● **Set exercise**: Transcribe the lines below verbatim, skipping the images.
**** Dataset section ****
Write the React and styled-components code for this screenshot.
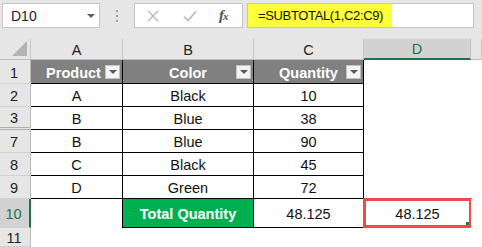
import React from 'react';
import styled, { createGlobalStyle } from 'styled-components';

const Global = createGlobalStyle`
  html, body { margin: 0; padding: 0; background: #fff; }
  body {
    width: 482px; height: 247px; overflow: hidden;
    font-family: "Liberation Sans", Arial, sans-serif;
  }
`;

const Toolbar = styled.div`
  height: 31px;
  box-sizing: border-box;
  padding-top: 3px;
  background: #e6e6e6;
  display: flex;
  align-items: flex-start;
`;

const NameBox = styled.div`
  margin-left: 2px;
  width: 98px;
  height: 25px;
  box-sizing: border-box;
  background: #fff;
  border: 1px solid #c6c6c6;
  display: flex;
  align-items: center;
  justify-content: space-between;
  padding: 0 4px 0 8px;
  font-size: 14px;
  color: #222;
`;

const Caret = styled.span`
  width: 0; height: 0;
  border-left: 4px solid transparent;
  border-right: 4px solid transparent;
  border-top: 4px solid #606060;
`;

const Grip = styled.div`
  width: 34px;
  height: 25px;
  display: flex;
  flex-direction: column;
  align-items: center;
  justify-content: center;
  gap: 3px;
`;

const Dot = styled.span`
  width: 2px; height: 2px;
  background: #a0a0a0;
`;

const FuncBox = styled.div`
  width: 109px;
  height: 25px;
  box-sizing: border-box;
  background: #fff;
  border: 1px solid #c6c6c6;
  display: flex;
  align-items: center;
  padding-left: 12px;
  gap: 24px;
`;

const Fx = styled.span`
  font-family: "Liberation Serif", "Times New Roman", serif;
  font-style: italic;
  font-weight: 700;
  font-size: 15px;
  color: #505050;
  margin-left: -2px;
  letter-spacing: -1px;
  & > small { font-size: 11px; }
`;

const FormulaBox = styled.div`
  margin-left: 4px;
  width: 227px;
  height: 25px;
  box-sizing: border-box;
  background: #fff;
  border: 1px solid #c6c6c6;
  display: flex;
  align-items: stretch;
`;

const Highlight = styled.div`
  background: #ffff3c;
  width: 144px;
  display: flex;
  align-items: center;
  padding-left: 10px;
  box-sizing: border-box;
  font-size: 13px;
  letter-spacing: -0.35px;
  color: #111;
`;

const Strip = styled.div`
  height: 8px;
  background: #e6e6e6;
`;

const Sheet = styled.div`
  display: grid;
  grid-template-columns: 31px 92px 131px 110px 107px 11px;
  grid-template-rows: 21px 24px repeat(5, 23px) 29px 19px;
  font-size: 14.5px;
`;

const Corner = styled.div`
  background: #e6e6e6;
  border-right: 1px solid #c8c8c8;
  border-bottom: 1px solid #bdbdbd;
  box-sizing: border-box;
  display: flex;
  align-items: flex-end;
  justify-content: flex-end;
  padding: 0 3px 3px 0;
`;

const ColHead = styled.div`
  background: ${p => (p.$sel ? '#d2d2d2' : '#e6e6e6')};
  color: ${p => (p.$sel ? '#217346' : '#222')};
  border-right: 1px solid ${p => (p.$sel ? '#c0c0c0' : '#c8c8c8')};
  border-bottom: ${p => (p.$sel ? '2px solid #217346' : '1px solid #bdbdbd')};
  box-sizing: border-box;
  display: flex;
  align-items: center;
  justify-content: center;
  padding-top: 1px;
`;

const RowHead = styled.div`
  background: ${p => (p.$sel ? '#d2d2d2' : '#e6e6e6')};
  color: ${p => (p.$sel ? '#217346' : '#222')};
  border-right: ${p => (p.$sel ? '2px solid #217346' : '1px solid #bdbdbd')};
  border-bottom: ${p => (p.$double ? '3px double #b0b0b0' : '1px solid #d0d0d0')};
  box-sizing: border-box;
  display: flex;
  align-items: center;
  justify-content: center;
  padding: 2px 2px 0 0;
`;

const Cell = styled.div`
  position: relative;
  box-sizing: border-box;
  background: ${p => p.$bg || '#fff'};
  color: ${p => p.$color || '#111'};
  font-weight: ${p => (p.$bold ? 700 : 400)};
  border-right: ${p => (p.$r ? '1px solid #000' : 'none')};
  border-bottom: ${p => (p.$b ? '1px solid #000' : 'none')};
  display: flex;
  align-items: center;
  justify-content: center;
  padding-top: 2px;
  white-space: nowrap;
`;

const HeadCell = styled(Cell)`
  padding-right: ${p => p.$pr || 0}px;
`;

const FilterBtn = styled.span`
  position: absolute;
  right: 2px;
  top: 50%;
  margin-top: -7px;
  width: 15px;
  height: 14px;
  box-sizing: border-box;
  background: #f4f4f4;
  border: 1px solid #c4c4c4;
  display: flex;
  align-items: center;
  justify-content: center;
  &::after {
    content: '';
    border-left: 4px solid transparent;
    border-right: 4px solid transparent;
    border-top: 4px solid #595959;
    margin-top: 1px;
  }
`;

const Selected = styled(Cell)`
  border: 3px solid #f24848;
  margin: -1px -1px 0 -1px;
  padding-top: 1px;
`;

const Handle = styled.span`
  position: absolute;
  right: 0;
  bottom: 0;
  width: 3px;
  height: 3px;
  background: #217346;
`;

const rows = [
  { n: '2', a: 'A', b: 'Black', c: '10' },
  { n: '3', a: 'B', b: 'Blue', c: '38', dbl: true },
  { n: '7', a: 'B', b: 'Blue', c: '90' },
  { n: '8', a: 'C', b: 'Black', c: '45' },
  { n: '9', a: 'D', b: 'Green', c: '72' },
];

export default function App() {
  return (
    <>
      <Global />
      <Toolbar>
        <NameBox>
          <span>D10</span>
          <Caret />
        </NameBox>
        <Grip><Dot /><Dot /><Dot /></Grip>
        <FuncBox>
          <svg width="12" height="12" viewBox="0 0 12 12">
            <path d="M1 1 L11 11 M11 1 L1 11" stroke="#b8b8b8" strokeWidth="1.4" fill="none" />
          </svg>
          <svg width="14" height="12" viewBox="0 0 14 12">
            <path d="M1 6.5 L5 10.5 L13 1.5" stroke="#b8b8b8" strokeWidth="1.6" fill="none" />
          </svg>
          <Fx>f<small>x</small></Fx>
        </FuncBox>
        <FormulaBox>
          <Highlight>=SUBTOTAL(1,C2:C9)</Highlight>
        </FormulaBox>
      </Toolbar>
      <Strip />
      <Sheet>
        <Corner>
          <svg width="15" height="15" viewBox="0 0 15 15">
            <path d="M15 0 L15 15 L0 15 Z" fill="#b4b4b4" />
          </svg>
        </Corner>
        <ColHead>A</ColHead>
        <ColHead>B</ColHead>
        <ColHead>C</ColHead>
        <ColHead $sel>D</ColHead>
        <ColHead />

        <RowHead>1</RowHead>
        <HeadCell $bg="#808080" $color="#fff" $bold $r $b $pr={6}>Product<FilterBtn /></HeadCell>
        <HeadCell $bg="#808080" $color="#fff" $bold $r $b>Color<FilterBtn /></HeadCell>
        <HeadCell $bg="#808080" $color="#fff" $bold $r $b>Quantity<FilterBtn /></HeadCell>
        <Cell />
        <Cell />

        {rows.map(r => (
          <React.Fragment key={r.n}>
            <RowHead $double={r.dbl}>{r.n}</RowHead>
            <Cell $r $b>{r.a}</Cell>
            <Cell $r $b>{r.b}</Cell>
            <Cell $r $b>{r.c}</Cell>
            <Cell />
            <Cell />
          </React.Fragment>
        ))}

        <RowHead $sel>10</RowHead>
        <Cell $r />
        <Cell $bg="#00b050" $color="#fff" $bold $r $b>Total Quantity</Cell>
        <Cell $r $b>48.125</Cell>
        <Selected>48.125<Handle /></Selected>
        <Cell />

        <RowHead>11</RowHead>
        <Cell />
        <Cell />
        <Cell />
        <Cell />
        <Cell />
      </Sheet>
    </>
  );
}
****
● **Worked solution**:
Write the React and styled-components code for this screenshot.
import React from 'react';
import styled, { createGlobalStyle } from 'styled-components';

const Global = createGlobalStyle`
  html, body { margin: 0; padding: 0; background: #fff; }
  body {
    width: 482px; height: 247px; overflow: hidden;
    font-family: "Liberation Sans", Arial, sans-serif;
  }
`;

const Toolbar = styled.div`
  height: 31px;
  box-sizing: border-box;
  padding-top: 3px;
  background: #e6e6e6;
  display: flex;
  align-items: flex-start;
`;

const NameBox = styled.div`
  margin-left: 2px;
  width: 98px;
  height: 25px;
  box-sizing: border-box;
  background: #fff;
  border: 1px solid #c6c6c6;
  display: flex;
  align-items: center;
  justify-content: space-between;
  padding: 0 4px 0 8px;
  font-size: 14px;
  color: #222;
`;

const Caret = styled.span`
  width: 0; height: 0;
  border-left: 4px solid transparent;
  border-right: 4px solid transparent;
  border-top: 4px solid #606060;
`;

const Grip = styled.div`
  width: 34px;
  height: 25px;
  display: flex;
  flex-direction: column;
  align-items: center;
  justify-content: center;
  gap: 3px;
`;

const Dot = styled.span`
  width: 2px; height: 2px;
  background: #a0a0a0;
`;

const FuncBox = styled.div`
  width: 109px;
  height: 25px;
  box-sizing: border-box;
  background: #fff;
  border: 1px solid #c6c6c6;
  display: flex;
  align-items: center;
  padding-left: 12px;
  gap: 24px;
`;

const Fx = styled.span`
  font-family: "Liberation Serif", "Times New Roman", serif;
  font-style: italic;
  font-weight: 700;
  font-size: 15px;
  color: #505050;
  margin-left: -2px;
  letter-spacing: -1px;
  & > small { font-size: 11px; }
`;

const FormulaBox = styled.div`
  margin-left: 4px;
  width: 227px;
  height: 25px;
  box-sizing: border-box;
  background: #fff;
  border: 1px solid #c6c6c6;
  display: flex;
  align-items: stretch;
`;

const Highlight = styled.div`
  background: #ffff3c;
  width: 144px;
  display: flex;
  align-items: center;
  padding-left: 10px;
  box-sizing: border-box;
  font-size: 13px;
  letter-spacing: -0.35px;
  color: #111;
`;

const Strip = styled.div`
  height: 8px;
  background: #e6e6e6;
`;

const Sheet = styled.div`
  display: grid;
  grid-template-columns: 31px 92px 131px 110px 107px 11px;
  grid-template-rows: 21px 24px repeat(5, 23px) 29px 19px;
  font-size: 14.5px;
`;

const Corner = styled.div`
  background: #e6e6e6;
  border-right: 1px solid #c8c8c8;
  border-bottom: 1px solid #bdbdbd;
  box-sizing: border-box;
  display: flex;
  align-items: flex-end;
  justify-content: flex-end;
  padding: 0 3px 3px 0;
`;

const ColHead = styled.div`
  background: ${p => (p.$sel ? '#d2d2d2' : '#e6e6e6')};
  color: ${p => (p.$sel ? '#217346' : '#222')};
  border-right: 1px solid ${p => (p.$sel ? '#c0c0c0' : '#c8c8c8')};
  border-bottom: ${p => (p.$sel ? '2px solid #217346' : '1px solid #bdbdbd')};
  box-sizing: border-box;
  display: flex;
  align-items: center;
  justify-content: center;
  padding-top: 1px;
`;

const RowHead = styled.div`
  background: ${p => (p.$sel ? '#d2d2d2' : '#e6e6e6')};
  color: ${p => (p.$sel ? '#217346' : '#222')};
  border-right: ${p => (p.$sel ? '2px solid #217346' : '1px solid #bdbdbd')};
  border-bottom: ${p => (p.$double ? '3px double #b0b0b0' : '1px solid #d0d0d0')};
  box-sizing: border-box;
  display: flex;
  align-items: center;
  justify-content: center;
  padding: 2px 2px 0 0;
`;

const Cell = styled.div`
  position: relative;
  box-sizing: border-box;
  background: ${p => p.$bg || '#fff'};
  color: ${p => p.$color || '#111'};
  font-weight: ${p => (p.$bold ? 700 : 400)};
  border-right: ${p => (p.$r ? '1px solid #000' : 'none')};
  border-bottom: ${p => (p.$b ? '1px solid #000' : 'none')};
  display: flex;
  align-items: center;
  justify-content: center;
  padding-top: 2px;
  white-space: nowrap;
`;

const HeadCell = styled(Cell)`
  padding-right: ${p => p.$pr || 0}px;
`;

const FilterBtn = styled.span`
  position: absolute;
  right: 2px;
  top: 50%;
  margin-top: -7px;
  width: 15px;
  height: 14px;
  box-sizing: border-box;
  background: #f4f4f4;
  border: 1px solid #c4c4c4;
  display: flex;
  align-items: center;
  justify-content: center;
  &::after {
    content: '';
    border-left: 4px solid transparent;
    border-right: 4px solid transparent;
    border-top: 4px solid #595959;
    margin-top: 1px;
  }
`;

const Selected = styled(Cell)`
  border: 3px solid #f24848;
  margin: -1px -1px 0 -1px;
  padding-top: 1px;
`;

const Handle = styled.span`
  position: absolute;
  right: 0;
  bottom: 0;
  width: 3px;
  height: 3px;
  background: #217346;
`;

const rows = [
  { n: '2', a: 'A', b: 'Black', c: '10' },
  { n: '3', a: 'B', b: 'Blue', c: '38', dbl: true },
  { n: '7', a: 'B', b: 'Blue', c: '90' },
  { n: '8', a: 'C', b: 'Black', c: '45' },
  { n: '9', a: 'D', b: 'Green', c: '72' },
];

export default function App() {
  return (
    <>
      <Global />
      <Toolbar>
        <NameBox>
          <span>D10</span>
          <Caret />
        </NameBox>
        <Grip><Dot /><Dot /><Dot /></Grip>
        <FuncBox>
          <svg width="12" height="12" viewBox="0 0 12 12">
            <path d="M1 1 L11 11 M11 1 L1 11" stroke="#b8b8b8" strokeWidth="1.4" fill="none" />
          </svg>
          <svg width="14" height="12" viewBox="0 0 14 12">
            <path d="M1 6.5 L5 10.5 L13 1.5" stroke="#b8b8b8" strokeWidth="1.6" fill="none" />
          </svg>
          <Fx>f<small>x</small></Fx>
        </FuncBox>
        <FormulaBox>
          <Highlight>=SUBTOTAL(1,C2:C9)</Highlight>
        </FormulaBox>
      </Toolbar>
      <Strip />
      <Sheet>
        <Corner>
          <svg width="15" height="15" viewBox="0 0 15 15">
            <path d="M15 0 L15 15 L0 15 Z" fill="#b4b4b4" />
          </svg>
        </Corner>
        <ColHead>A</ColHead>
        <ColHead>B</ColHead>
        <ColHead>C</ColHead>
        <ColHead $sel>D</ColHead>
        <ColHead />

        <RowHead>1</RowHead>
        <HeadCell $bg="#808080" $color="#fff" $bold $r $b $pr={6}>Product<FilterBtn /></HeadCell>
        <HeadCell $bg="#808080" $color="#fff" $bold $r $b>Color<FilterBtn /></HeadCell>
        <HeadCell $bg="#808080" $color="#fff" $bold $r $b>Quantity<FilterBtn /></HeadCell>
        <Cell />
        <Cell />

        {rows.map(r => (
          <React.Fragment key={r.n}>
            <RowHead $double={r.dbl}>{r.n}</RowHead>
            <Cell $r $b>{r.a}</Cell>
            <Cell $r $b>{r.b}</Cell>
            <Cell $r $b>{r.c}</Cell>
            <Cell />
            <Cell />
          </React.Fragment>
        ))}

        <RowHead $sel>10</RowHead>
        <Cell $r />
        <Cell $bg="#00b050" $color="#fff" $bold $r $b>Total Quantity</Cell>
        <Cell $r $b>48.125</Cell>
        <Selected>48.125<Handle /></Selected>
        <Cell />

        <RowHead>11</RowHead>
        <Cell />
        <Cell />
        <Cell />
        <Cell />
        <Cell />
      </Sheet>
    </>
  );
}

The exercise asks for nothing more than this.